• _Task to carry out_
Repeat the listing exactly as given, omitting every image.

• _Supplied data_

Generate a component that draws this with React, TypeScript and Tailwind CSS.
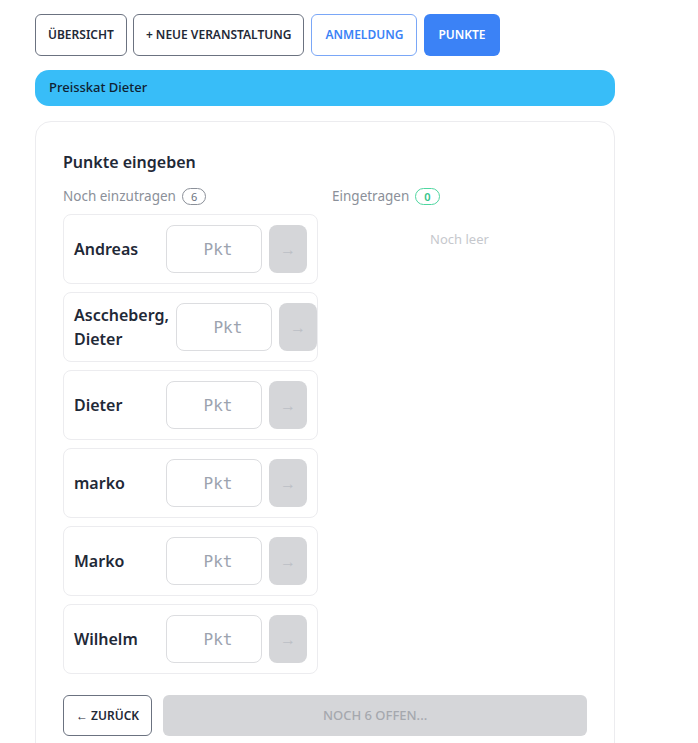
import { useState } from "react"

const players = ["Andreas", "Asccheberg, Dieter", "Dieter", "marko", "Marko", "Wilhelm"]

function PlayerRow({ name }: { name: string }) {
  const [value, setValue] = useState("")
  return (
    <div className="flex h-[70px] items-center gap-[7px] rounded-lg border border-[#ececef] bg-white px-[10px]">
      <div className="flex-1 text-[16px] font-semibold leading-[24px] text-[#1f2937]">{name}</div>
      <input
        value={value}
        onChange={(e) => setValue(e.target.value)}
        placeholder="Pkt"
        className="h-12 w-24 shrink-0 rounded-lg border border-[#dcdde0] bg-white pl-2 text-center font-['DejaVu_Sans_Mono',monospace] text-[16px] text-[#1f2937] placeholder:text-[#9ca3af] outline-none"
      />
      <button className="flex h-12 w-[38px] shrink-0 items-center justify-center rounded-lg bg-[#d5d6d9] text-[16px] text-[#bcbfc5]">
        →
      </button>
    </div>
  )
}

export default function App() {
  const tabs = ["ÜBERSICHT", "+ NEUE VERANSTALTUNG"]
  return (
    <div className="min-h-[743px] bg-white px-[35px] pt-[14px] font-['Noto_Sans',sans-serif] text-[#1f2937]">
      <div className="flex gap-[6px]">
        {tabs.map((t) => (
          <button
            key={t}
            className="h-[42px] rounded-md border border-[#6b7280] bg-white px-[12px] text-[12px] font-semibold text-[#1f2937]"
          >
            {t}
          </button>
        ))}
        <button className="ml-px h-[42px] rounded-md border border-[#7aa7f7] bg-white px-[13px] text-[12px] font-semibold text-[#3b82f6]">
          ANMELDUNG
        </button>
        <button className="ml-px h-[42px] rounded-md bg-[#3b82f6] px-[14px] text-[12px] font-semibold text-white">
          PUNKTE
        </button>
      </div>

      <div className="mt-[14px] flex h-9 w-[580px] items-center rounded-[14px] bg-[#38bdf8] px-[14px] text-[13px] font-medium text-[#0f2233]">
        Preisskat Dieter
      </div>

      <div className="mt-[15px] w-[580px] rounded-2xl border border-[#ececef] bg-white px-[27px] pb-6 pt-[28px]">
        <h2 className="text-[16px] font-semibold leading-6">Punkte eingeben</h2>

        <div className="mt-[12px] grid grid-cols-2 gap-[14px]">
          <div>
            <div className="mb-2 flex items-center gap-[6px] text-[13.5px] text-[#8b9099]">
              Noch einzutragen
              <span className="flex h-[17px] items-center rounded-full border border-[#8b9099] px-[8px] text-[11px] leading-none text-[#6b7280]">
                6
              </span>
            </div>
            <div className="flex flex-col gap-2">
              {players.map((p) => (
                <PlayerRow key={p} name={p} />
              ))}
            </div>
          </div>

          <div>
            <div className="flex items-center gap-[6px] text-[13.5px] text-[#8b9099]">
              Eingetragen
              <span className="flex h-[17px] items-center rounded-full border border-[#4fd6a0] px-[8px] text-[11px] font-semibold leading-none text-[#34c58a]">
                0
              </span>
            </div>
            <div className="mt-[24px] text-center text-[13px] text-[#c6c8cd]">Noch leer</div>
          </div>
        </div>

        <div className="mt-[21px] flex gap-[11px]">
          <button className="h-[41px] shrink-0 rounded-md border border-[#6b7280] bg-white px-[12px] text-[12px] font-semibold text-[#1f2937]">
            ← ZURÜCK
          </button>
          <button className="h-[41px] flex-1 rounded-md bg-[#d5d6d9] text-[13px] font-medium text-[#a5a8ae]">
            NOCH 6 OFFEN...
          </button>
        </div>
      </div>
    </div>
  )
}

• _Result_
Generate a component that draws this with React, TypeScript and Tailwind CSS.
import { useState } from "react"

const players = ["Andreas", "Asccheberg, Dieter", "Dieter", "marko", "Marko", "Wilhelm"]

function PlayerRow({ name }: { name: string }) {
  const [value, setValue] = useState("")
  return (
    <div className="flex h-[70px] items-center gap-[7px] rounded-lg border border-[#ececef] bg-white px-[10px]">
      <div className="flex-1 text-[16px] font-semibold leading-[24px] text-[#1f2937]">{name}</div>
      <input
        value={value}
        onChange={(e) => setValue(e.target.value)}
        placeholder="Pkt"
        className="h-12 w-24 shrink-0 rounded-lg border border-[#dcdde0] bg-white pl-2 text-center font-['DejaVu_Sans_Mono',monospace] text-[16px] text-[#1f2937] placeholder:text-[#9ca3af] outline-none"
      />
      <button className="flex h-12 w-[38px] shrink-0 items-center justify-center rounded-lg bg-[#d5d6d9] text-[16px] text-[#bcbfc5]">
        →
      </button>
    </div>
  )
}

export default function App() {
  const tabs = ["ÜBERSICHT", "+ NEUE VERANSTALTUNG"]
  return (
    <div className="min-h-[743px] bg-white px-[35px] pt-[14px] font-['Noto_Sans',sans-serif] text-[#1f2937]">
      <div className="flex gap-[6px]">
        {tabs.map((t) => (
          <button
            key={t}
            className="h-[42px] rounded-md border border-[#6b7280] bg-white px-[12px] text-[12px] font-semibold text-[#1f2937]"
          >
            {t}
          </button>
        ))}
        <button className="ml-px h-[42px] rounded-md border border-[#7aa7f7] bg-white px-[13px] text-[12px] font-semibold text-[#3b82f6]">
          ANMELDUNG
        </button>
        <button className="ml-px h-[42px] rounded-md bg-[#3b82f6] px-[14px] text-[12px] font-semibold text-white">
          PUNKTE
        </button>
      </div>

      <div className="mt-[14px] flex h-9 w-[580px] items-center rounded-[14px] bg-[#38bdf8] px-[14px] text-[13px] font-medium text-[#0f2233]">
        Preisskat Dieter
      </div>

      <div className="mt-[15px] w-[580px] rounded-2xl border border-[#ececef] bg-white px-[27px] pb-6 pt-[28px]">
        <h2 className="text-[16px] font-semibold leading-6">Punkte eingeben</h2>

        <div className="mt-[12px] grid grid-cols-2 gap-[14px]">
          <div>
            <div className="mb-2 flex items-center gap-[6px] text-[13.5px] text-[#8b9099]">
              Noch einzutragen
              <span className="flex h-[17px] items-center rounded-full border border-[#8b9099] px-[8px] text-[11px] leading-none text-[#6b7280]">
                6
              </span>
            </div>
            <div className="flex flex-col gap-2">
              {players.map((p) => (
                <PlayerRow key={p} name={p} />
              ))}
            </div>
          </div>

          <div>
            <div className="flex items-center gap-[6px] text-[13.5px] text-[#8b9099]">
              Eingetragen
              <span className="flex h-[17px] items-center rounded-full border border-[#4fd6a0] px-[8px] text-[11px] font-semibold leading-none text-[#34c58a]">
                0
              </span>
            </div>
            <div className="mt-[24px] text-center text-[13px] text-[#c6c8cd]">Noch leer</div>
          </div>
        </div>

        <div className="mt-[21px] flex gap-[11px]">
          <button className="h-[41px] shrink-0 rounded-md border border-[#6b7280] bg-white px-[12px] text-[12px] font-semibold text-[#1f2937]">
            ← ZURÜCK
          </button>
          <button className="h-[41px] flex-1 rounded-md bg-[#d5d6d9] text-[13px] font-medium text-[#a5a8ae]">
            NOCH 6 OFFEN...
          </button>
        </div>
      </div>
    </div>
  )
}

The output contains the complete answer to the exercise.